There's usually a swing back to the status quo - usually by telling people the things that they've achieved. I don't think Clegg would want to remind people of what he's achieved though...

Tactical voting is one thing, but when a party leader's only ticket to reelection in the own back garden is tactical voting... well, that's really something.
It's interesting that Labour are likely to gain the seat - when they've never won the seat before and haven't finished second since 1979. However, the rest of Sheffield are held by Labour.

If there was tactical voting to get Clegg out - you'd think that people would vote for the Conservatives over Labour.

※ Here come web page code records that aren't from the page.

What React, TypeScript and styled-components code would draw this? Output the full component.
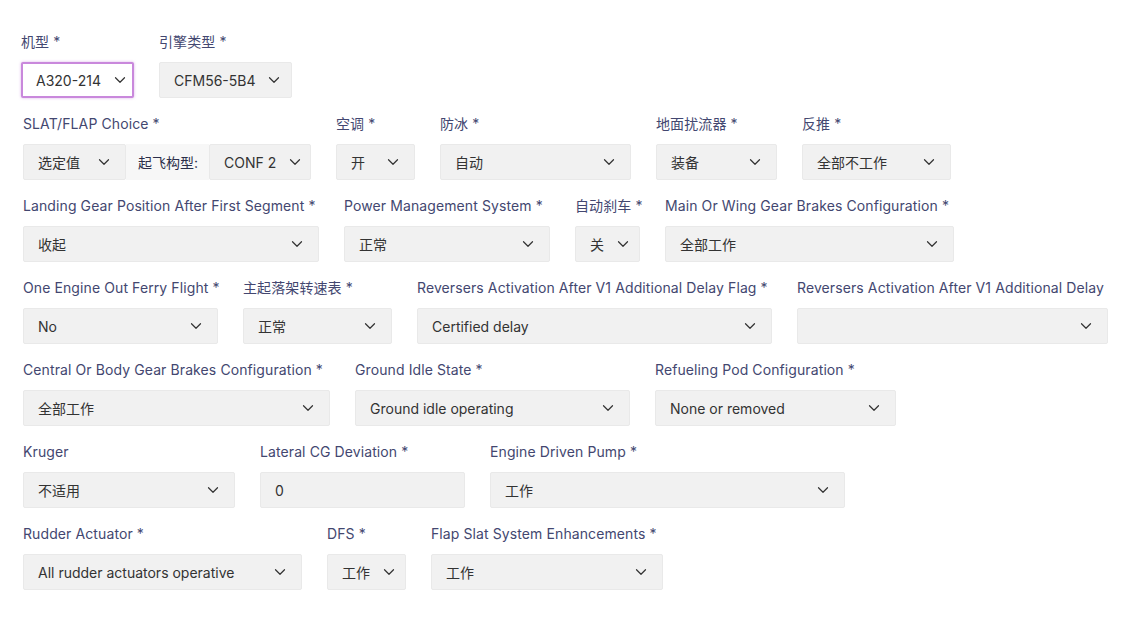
import React from "react";
import styled, { createGlobalStyle, css } from "styled-components";
import { ChevronDown } from "lucide-react";

const GlobalStyle = createGlobalStyle`
  body {
    margin: 0;
    background: #fff;
    font-family: Inter, "Noto Sans CJK SC", sans-serif;
  }
`;

const Form = styled.div`
  padding: 32px 0 0 23px;
`;

const Row = styled.div<{ $shift?: number }>`
  display: flex;
  gap: 25px;
  margin-bottom: 16px;
  margin-left: ${({ $shift }) => $shift || 0}px;
`;

const Field = styled.div<{ $w: number }>`
  display: flex;
  flex-direction: column;
  width: ${({ $w }) => $w}px;
`;

const Label = styled.label`
  font-size: 14px;
  line-height: 20px;
  color: #434770;
  white-space: nowrap;
  margin-bottom: 10px;
  letter-spacing: 0.1px;
`;

const boxBase = css`
  box-sizing: border-box;
  height: 36px;
  background: #f1f1f1;
  border: 1px solid #e9e9e9;
  border-radius: 2px;
  font-size: 14px;
  color: #333;
`;

const SelectBox = styled.div<{ $focused?: boolean; $w?: number }>`
  ${boxBase}
  display: flex;
  align-items: center;
  justify-content: space-between;
  gap: 10px;
  padding: 0 12px 0 14px;
  ${({ $w }) => $w && `width: ${$w}px; flex: none;`}
  ${({ $focused }) =>
    $focused &&
    css`
      background: #fff;
      border: 2px solid #c988dc;
      box-shadow: 0 0 3px rgba(196, 127, 217, 0.6);
      padding: 0 11px 0 13px;
    `}
  svg {
    flex: none;
    color: #333;
  }
`;

const Value = styled.span`
  white-space: nowrap;
`;

const TextInput = styled.div`
  ${boxBase}
  display: flex;
  align-items: center;
  padding: 0 14px;
`;

const Group = styled.div`
  display: flex;
  height: 36px;
`;

const Addon = styled.div`
  box-sizing: border-box;
  width: 83px;
  height: 36px;
  display: flex;
  align-items: center;
  padding-left: 12px;
  background: #f7f7f7;
  font-size: 14px;
  color: #2c2f4a;
  white-space: nowrap;
`;

const Select = ({ value, focused, w }: { value: string; focused?: boolean; w?: number }) => (
  <SelectBox $focused={focused} $w={w}>
    <Value>{value}</Value>
    <ChevronDown size={18} strokeWidth={1.6} />
  </SelectBox>
);

type F = { label: string; w: number; value?: string; input?: boolean };

const rows: F[][] = [
  [
    { label: "SLAT/FLAP Choice *", w: 288 },
    { label: "空调 *", w: 79, value: "开" },
    { label: "防冰 *", w: 191, value: "自动" },
    { label: "地面扰流器 *", w: 121, value: "装备" },
    { label: "反推 *", w: 149, value: "全部不工作" },
  ],
  [
    { label: "Landing Gear Position After First Segment *", w: 296, value: "收起" },
    { label: "Power Management System *", w: 206, value: "正常" },
    { label: "自动刹车 *", w: 65, value: "关" },
    { label: "Main Or Wing Gear Brakes Configuration *", w: 289, value: "全部工作" },
  ],
  [
    { label: "One Engine Out Ferry Flight *", w: 195, value: "No" },
    { label: "主起落架转速表 *", w: 149, value: "正常" },
    { label: "Reversers Activation After V1 Additional Delay Flag *", w: 355, value: "Certified delay" },
    { label: "Reversers Activation After V1 Additional Delay", w: 311, value: "" },
  ],
  [
    { label: "Central Or Body Gear Brakes Configuration *", w: 307, value: "全部工作" },
    { label: "Ground Idle State *", w: 275, value: "Ground idle operating" },
    { label: "Refueling Pod Configuration *", w: 241, value: "None or removed" },
  ],
  [
    { label: "Kruger", w: 212, value: "不适用" },
    { label: "Lateral CG Deviation *", w: 205, value: "0", input: true },
    { label: "Engine Driven Pump *", w: 355, value: "工作" },
  ],
  [
    { label: "Rudder Actuator *", w: 279, value: "All rudder actuators operative" },
    { label: "DFS *", w: 79, value: "工作" },
    { label: "Flap Slat System Enhancements *", w: 232, value: "工作" },
  ],
];

export default function App() {
  return (
    <>
      <GlobalStyle />
      <Form>
        <Row $shift={-2}>
          <Field $w={113}>
            <Label>机型 *</Label>
            <Select value="A320-214" focused />
          </Field>
          <Field $w={133}>
            <Label>引擎类型 *</Label>
            <Select value="CFM56-5B4" />
          </Field>
        </Row>
        {rows.map((row, i) => (
          <Row key={i}>
            {row.map((f) => (
              <Field key={f.label} $w={f.w}>
                <Label>{f.label}</Label>
                {f.label.startsWith("SLAT") ? (
                  <Group>
                    <Select value="选定值" w={103} />
                    <Addon>起飞构型:</Addon>
                    <Select value="CONF 2" w={102} />
                  </Group>
                ) : f.input ? (
                  <TextInput>{f.value}</TextInput>
                ) : (
                  <Select value={f.value || ""} />
                )}
              </Field>
            ))}
          </Row>
        ))}
      </Form>
    </>
  );
}
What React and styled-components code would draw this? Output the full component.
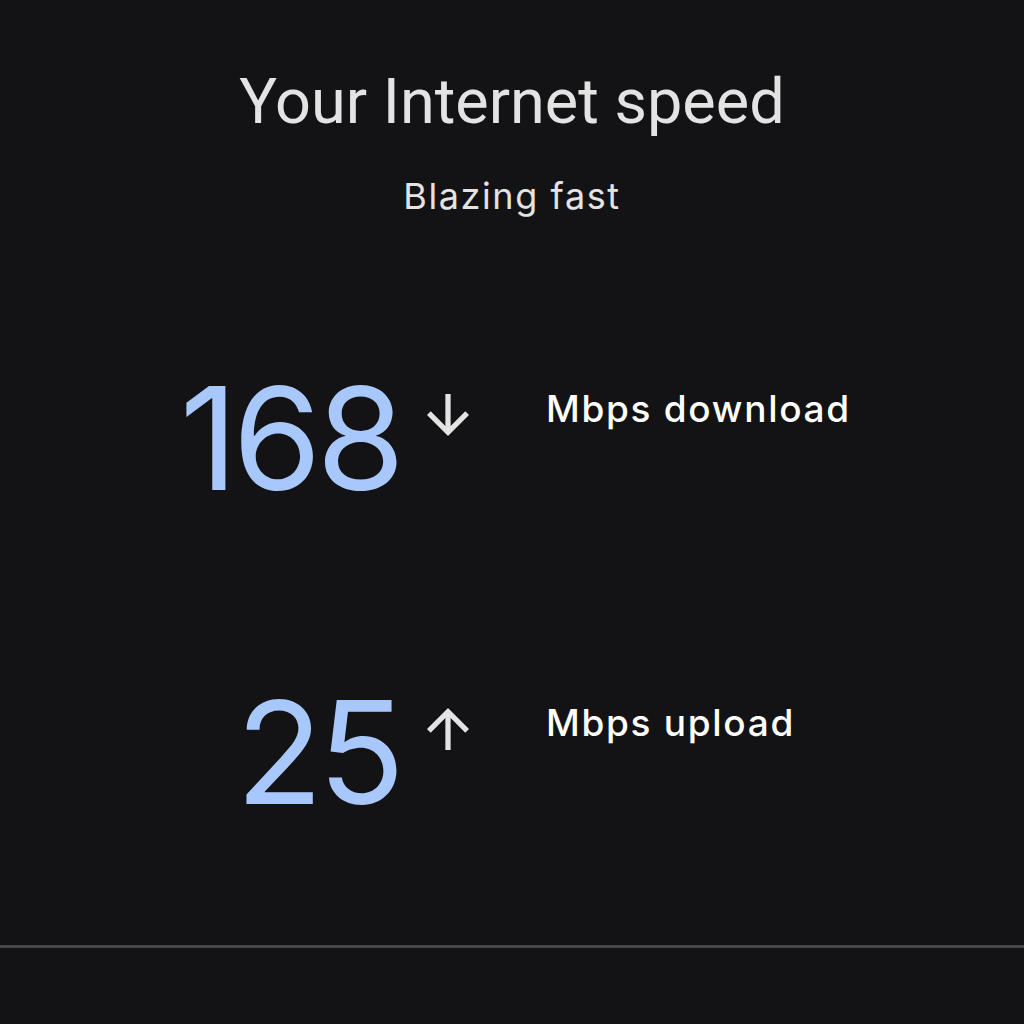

According to the Ashcroft poll (page 10): http://lordashcroftpolls.com/wp-content/uploads/2015/02/Sheffield-Hallam.pdf

The Lib Dem 2010 vote splits:
49% - Lib Dem
24% - Labour
10% - UKIP
10% - Green
7% - Conservative

Labour are gaining Lib Dem votes at a rate of 7:2 compare to the Conservatives.

However, using the percentages (under the 2010 vote column) - around 60% (or ~11,000) of those who didn't vote (~18,200) last time need to vote for the headline figures to be accurate. For the Lib Dems to be ahead - less than 20% (~3,500) need to vote.

Although there's probably another reason for that...
[most likely me multiplying the Lib Dem 2010 votes by the aforementioned percentages wrong]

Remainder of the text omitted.